Agak sedikit tegang, saya pun mengikutinya. Tidak berapa lama hingga saya untuk pertama kalinya melihat bagaimana para petugas menara pengawas menjalankan tugas mereka, dalam kondisi darurat. Air Traffic Controller, adalah orang-orang yang bertanggung jawab atas keluar masuknya pesawat ke bandara. Mereka lah yang sebenarnya memegang kendali izin terbang dan mendarat semua maskapai.
Suasana tegang, namun tenang. Entah sudah berapa kali mereka mengalami situasi serupa ini.
“Saya sih pernah beberapa kali mengalami kondisi seperti ini Mas, sewaktu dulu masih bertugas di sini,” ujar sahabat saya yang kini memang diamanahi menangani bidang personalia. “Hanya saja saya tidak berharap punya banyak pengalaman yang begini.”

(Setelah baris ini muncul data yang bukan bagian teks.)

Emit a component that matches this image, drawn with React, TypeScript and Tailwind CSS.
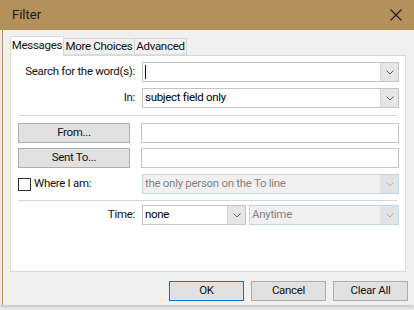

Sebuah ucapan yang masuk akal. Sebab seringnya kondisi darurat menandakan industri ini perlu banyak berbenah. Sesekali masih ok. Tapi jangan sampai jadi hobi.
Sambil menunggu pesawat mendarat, sahabat saya pun bercerita banyak tentang pernak-pernik kondisi seperti ini. Bahwa keadaan darurat, acapkali terjadi karena hal-hal yang tampak sepele.
“Langit memang tampak tak berbatas Mas, tapi ia tidak menyisakan ruang kesalahan sedikit pun.” Kalimat itu meluncur dari sahabat saya, dan membuat saya merenung. Industri ini, adalah industri keselamatan. Tidak bisa tidak. Tak ada orang yang kan mau menghidupkan industri ini, jika tahu hidup mereka tak terjamin keselamatannya. Sebab masih percayanya mereka lah, maka industri ini masih hidup, dan berkembang.
“Tapi memang ada beberapa maskapai yang mungkin lupa pada inti dari bisnis ini. Sibuk mengurusi keuntungan dan kerugian, dan lepas mengingat apa yang menjadi ruh dari bisnis mereka,” jelasnya lagi.
Saya tak memahami industri penerbangan. Namun saya amat mengerti bahwa kehidupan sebuah organisasi memang berjalan menuruti ruh yang ada di dalamnya. Lalai ia pada ruh ini, lepas lah hidupnya. Persis seperti lepasnya nyawa dari tubuh. Secantik atau tampan apapun, ia bangkai jua ketika ditinggalkan oleh ruh.
Ah, lagi-lagi saya diingatkan akan sebuah pembelajaran yang telah bertahun-tahun dipelajari ini.
“Nanti pas pesawatnya mau mendarat, direkam saja Mas,” ujar sahabat saya. Ya, detik-detik pesawat mendarat pun tiba. Saya menyiapkan kamera di perangkat telepon genggam. Pesawat terlihat mendekat. Seluruh tim telah bergerak sedari tadi dan menunggu di landasan. Pesawat siap mendarat, dan…
Alhamdulillah.
Ia mendarat dengan selamat. Ada sedikit hentakan yang menyebabkan keluarnya asap sebab gesekan antara ban dan landasan. Tapi semua selamat. Para pimpinan yang sedang berada di menara pengawas pun bernapas lega. Tak berapa lama kemudian, dua orang yang akan saya berikan tes psikologis sudah siap untuk menjalankan tes.
“Siap nih Pak? Nggak masih tegang?” tanya saya.
“Mereka sih sudah biasa menghadapi kondisi seperti ini Mas,” ujar sahabat saya. “Ya, kondisi seperti ini memang bagian dari pekerjaan kita. Jadi ya, biasa saja.”